Defending the defense unit
Boeing builds a number of legacy military aircraft that are nearing the end of their lives, including the Navy’s F/A-18 Super Hornet flown by the Navy and the C-17 airlifter. It now faces a situation in which some of its older production lines are closing and new business isn’t materializing to take its place. Looking forward, a $55 billion contract for the U.S. Air Force’s Long Range Strike Bomber is the only major Pentagon combat jet program up for grabs in the next several years.
With its role as a combat jet maker diminishing, its defense unit might have to make serious structural changes, especially if Boeing loses the bomber program to rival Northrop Grumman NOC . In order to maintain its standing in the defense industry, the company could also choose to bulk up on new production contracts through acquisition.
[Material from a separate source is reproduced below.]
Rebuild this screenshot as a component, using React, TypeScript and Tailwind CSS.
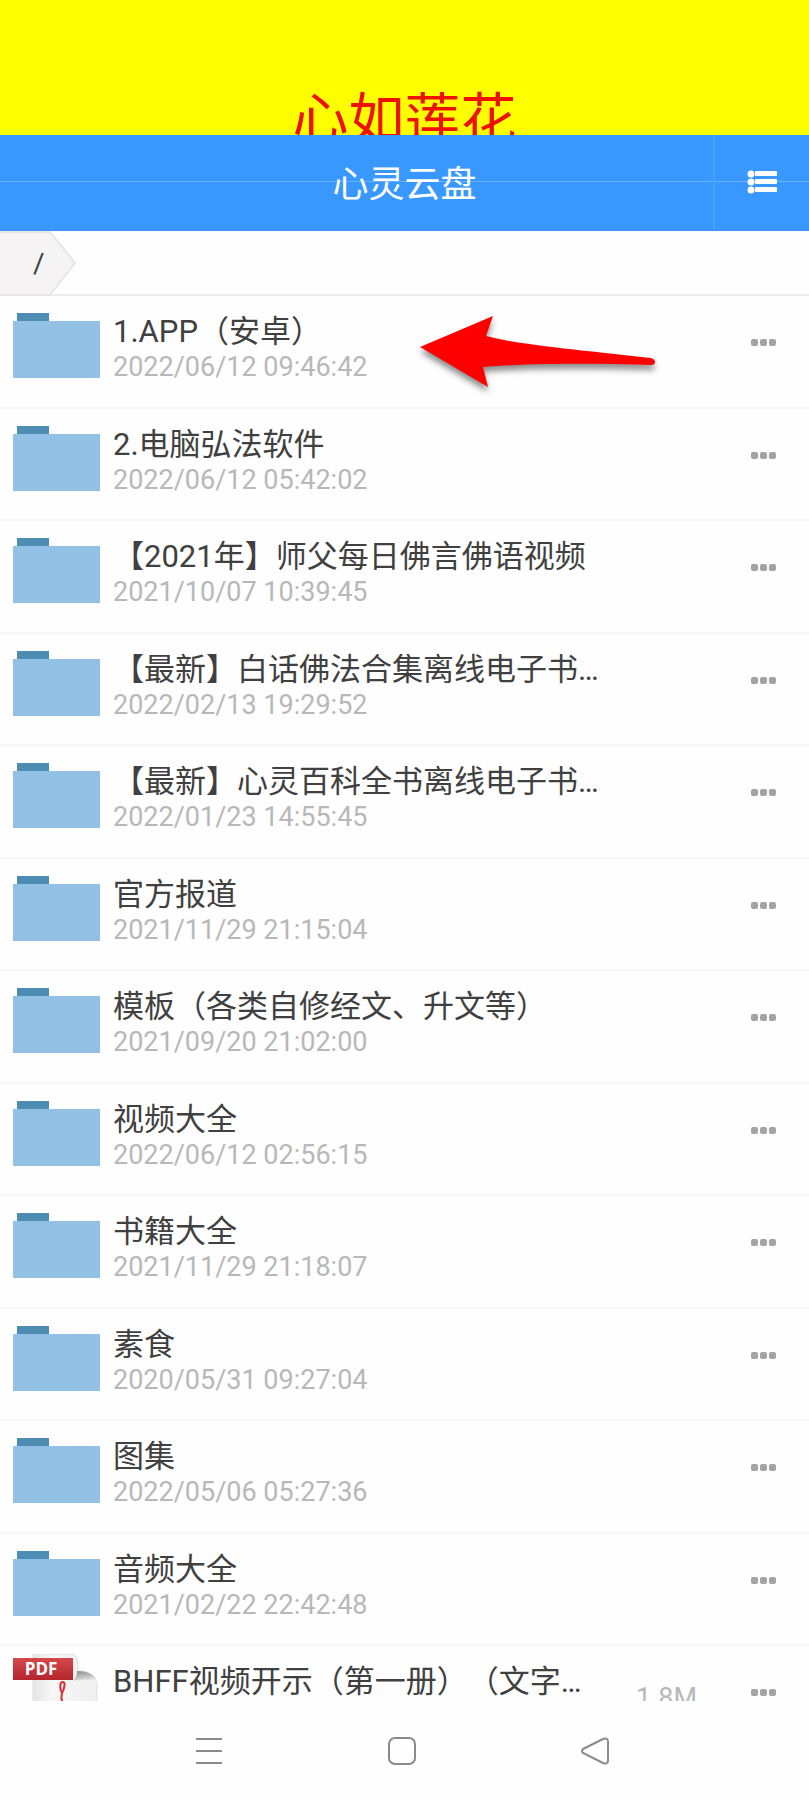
type Entry = {
  name: string;
  date: string;
  marked?: boolean;
};

const folders: Entry[] = [
  { name: "1.APP（安卓）", date: "2022/06/12 09:46:42", marked: true },
  { name: "2.电脑弘法软件", date: "2022/06/12 05:42:02" },
  { name: "【2021年】师父每日佛言佛语视频", date: "2021/10/07 10:39:45" },
  { name: "【最新】白话佛法合集离线电子书…", date: "2022/02/13 19:29:52" },
  { name: "【最新】心灵百科全书离线电子书…", date: "2022/01/23 14:55:45" },
  { name: "官方报道", date: "2021/11/29 21:15:04" },
  { name: "模板（各类自修经文、升文等）", date: "2021/09/20 21:02:00" },
  { name: "视频大全", date: "2022/06/12 02:56:15" },
  { name: "书籍大全", date: "2021/11/29 21:18:07" },
  { name: "素食", date: "2020/05/31 09:27:04" },
  { name: "图集", date: "2022/05/06 05:27:36" },
  { name: "音频大全", date: "2021/02/22 22:42:48" },
];

function FolderIcon() {
  return (
    <svg className="w-[87px] h-[65px] shrink-0" viewBox="0 0 87 65">
      <rect x="4" y="0" width="32" height="12" fill="#4d8db3" />
      <rect x="0" y="8" width="87" height="57" fill="#93c1e5" />
    </svg>
  );
}

function PdfIcon() {
  return (
    <svg className="w-[87px] h-[100px] shrink-0" viewBox="0 0 87 100">
      <defs>
        <linearGradient id="page" x1="0" y1="0" x2="1" y2="0">
          <stop offset="0" stopColor="#e4e4e4" />
          <stop offset="0.3" stopColor="#f7f7f7" />
          <stop offset="1" stopColor="#efefef" />
        </linearGradient>
        <linearGradient id="fold" x1="0" y1="0" x2="0.3" y2="1">
          <stop offset="0" stopColor="#8a8a8a" />
          <stop offset="0.6" stopColor="#c4c4c4" />
          <stop offset="1" stopColor="#f4f4f4" />
        </linearGradient>
        <linearGradient id="label" x1="0" y1="0" x2="0" y2="1">
          <stop offset="0" stopColor="#d5494d" />
          <stop offset="1" stopColor="#b3262c" />
        </linearGradient>
      </defs>
      <path
        d="M20 0H58C63 0 65 4 65 17C75 17 83 21 84 30V100H20Z"
        fill="url(#page)"
        stroke="#dedede"
      />
      <path d="M64 17C74 17 83 20 84 29C78 25 70 25 60 27C63 24 64 20 64 17Z" fill="url(#fold)" />
      <path
        d="M50 28C46 28 47 36 49 39C51 36 53 28 50 28ZM49 39C48 44 48 46 51 50"
        fill="none"
        stroke="#d3302f"
        strokeWidth="2"
      />
      <rect x="-1" y="4" width="61" height="22" fill="url(#label)" />
      <text
        x="28"
        y="21"
        textAnchor="middle"
        className="font-['Open_Sans'] font-bold text-[17px]"
        fill="#fff"
      >
        PDF
      </text>
    </svg>
  );
}

function MoreButton() {
  return (
    <button aria-label="更多" className="absolute right-[33px] top-[43px] flex gap-[2px]">
      <span className="size-[7px] rounded-[2px] bg-[#a3a3a3]" />
      <span className="size-[7px] rounded-[2px] bg-[#a3a3a3]" />
      <span className="size-[7px] rounded-[2px] bg-[#a3a3a3]" />
    </button>
  );
}

function Arrow() {
  return (
    <svg
      className="absolute left-[420px] top-[15px] w-[240px] h-[90px] drop-shadow-[0_5px_3px_rgba(0,0,0,0.45)]"
      viewBox="0 0 240 90"
    >
      <path
        d="M0 36L73 5L66 25C100 34 160 39 231 47Q235 48 235 51Q235 54 231 54C170 52 110 52 63 56L68 76Z"
        fill="#fe0000"
      />
    </svg>
  );
}

function Row({ name, date, marked }: Entry) {
  return (
    <li className="relative flex min-h-[113px] even:min-h-[112px] gap-[13px] border-b-2 border-[#f6f6f6] pl-[13px] pt-[17px]">
      <FolderIcon />
      <div className="min-w-0">
        <a href="#" className="block truncate pt-px text-[31px] leading-[36px] text-[#404040]">
          {name}
        </a>
        <p className="text-[27px] leading-[35px] text-[#b8b8b8]">{date}</p>
      </div>
      {marked && <Arrow />}
      <MoreButton />
    </li>
  );
}

export default function App() {
  return (
    <div className="flex h-screen flex-col overflow-hidden bg-[#fefefe] font-[Roboto,'Noto_Sans_CJK_SC',sans-serif] [text-spacing-trim:space-all]">
      <div className="h-[135px] shrink-0 overflow-hidden bg-[#ffff00] pt-[92px] text-center">
        <p className="text-[56px] leading-[56px] text-[#ee1100]">心如莲花</p>
      </div>

      <header className="relative flex h-24 shrink-0 items-center justify-center bg-[#3898ff]">
        <div className="absolute inset-x-0 top-[46px] h-px bg-[#66b3fb]" />
        <h1 className="relative pt-1 text-[36px] leading-[48px] text-white">心灵云盘</h1>
        <button
          aria-label="列表"
          className="absolute inset-y-0 right-0 flex w-24 items-center justify-center border-l-2 border-[#46a0ff] pb-0.5"
        >
          <svg className="h-6 w-[30px]" viewBox="0 0 30 24" fill="#fff">
            <circle cx="4" cy="4" r="3.5" />
            <circle cx="4" cy="12" r="3.5" />
            <circle cx="4" cy="20" r="3.5" />
            <rect x="8" y="1" width="22" height="5" rx="1" />
            <rect x="8" y="9" width="22" height="5" rx="1" />
            <rect x="8" y="17" width="22" height="5" rx="1" />
          </svg>
        </button>
      </header>

      <nav className="relative h-[65px] shrink-0 border-b-2 border-[#ebebeb]">
        <svg className="absolute left-0 top-0 h-[65px] w-20" viewBox="0 0 80 65">
          <path d="M-2 1H50L75 32L50 64H-2Z" fill="#f5f3f3" stroke="#e6e6e6" strokeWidth="2" />
        </svg>
        <a href="#" className="relative block pl-[33px] pt-0.5 text-[28px] leading-[62px] text-[#404040]">
          /
        </a>
      </nav>

      <main className="min-h-0 flex-1 overflow-hidden">
        <ul>
          {folders.map((folder) => (
            <Row key={folder.name} {...folder} />
          ))}
          <li className="relative flex gap-[13px] pl-[13px] pt-2">
            <PdfIcon />
            <a href="#" className="truncate pt-[10px] text-[31px] leading-[36px] text-[#404040]">
              BHFF视频开示（第一册）（文字…
            </a>
            <span className="absolute right-28 top-[34px] text-[27px] leading-[36px] text-[#b8b8b8]">
              1.8M
            </span>
            <MoreButton />
          </li>
        </ul>
      </main>

      <footer className="flex h-[99px] shrink-0 items-center justify-center gap-[165px] pr-1.5 text-[#8a8a8a]">
        <button aria-label="菜单">
          <svg className="size-7" viewBox="0 0 28 28" fill="none" stroke="currentColor" strokeWidth="2">
            <path d="M1 2H27M1 14H27M1 26H27" />
          </svg>
        </button>
        <button aria-label="主页">
          <svg className="size-7" viewBox="0 0 28 28" fill="none" stroke="currentColor" strokeWidth="2">
            <rect x="1" y="1" width="26" height="26" rx="6" />
          </svg>
        </button>
        <button aria-label="返回">
          <svg className="size-7" viewBox="0 0 28 28" fill="none" stroke="currentColor" strokeWidth="2">
            <path d="M2 12L22 2Q27 0 27 5V23Q27 28 22 26L2 16Q0 14 2 12Z" />
          </svg>
        </button>
      </footer>
    </div>
  );
}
Though Boeing declined to comment on the matter, the company could choose to pursue a reported $10 billion takeover of Sikorsky Aircraft Corporation, once its parent company United Technologies Corp, UTX finishes offloading the helicopter maker later this year. It could also bounce back from losing the new bomber contract by simply acquiring the winner, should the much smaller Northrop Grumman prevail.
Regardless of what Boeing does to revitalize its defense unit, it will have to do something. And with a decision on the new Long-Range Strike Bomber expected within weeks, one of Muilenburg’s first big decisions may focus on how to spend money rather than how to make it.
“There are a large number of legacy platforms winding down,” Aboulafia says of the issues facing Boeing’s defense unit as Muilenburg takes the helm. “So you can take action to extend their life, try to promote exports to foreign customers, or you can look at acquisitions. Acquisitions might be high on his list of action items.”
Correction, June 25, 2015: An earlier version of this article misstated the new production rate of Boeing’s 747-8. It is one per month.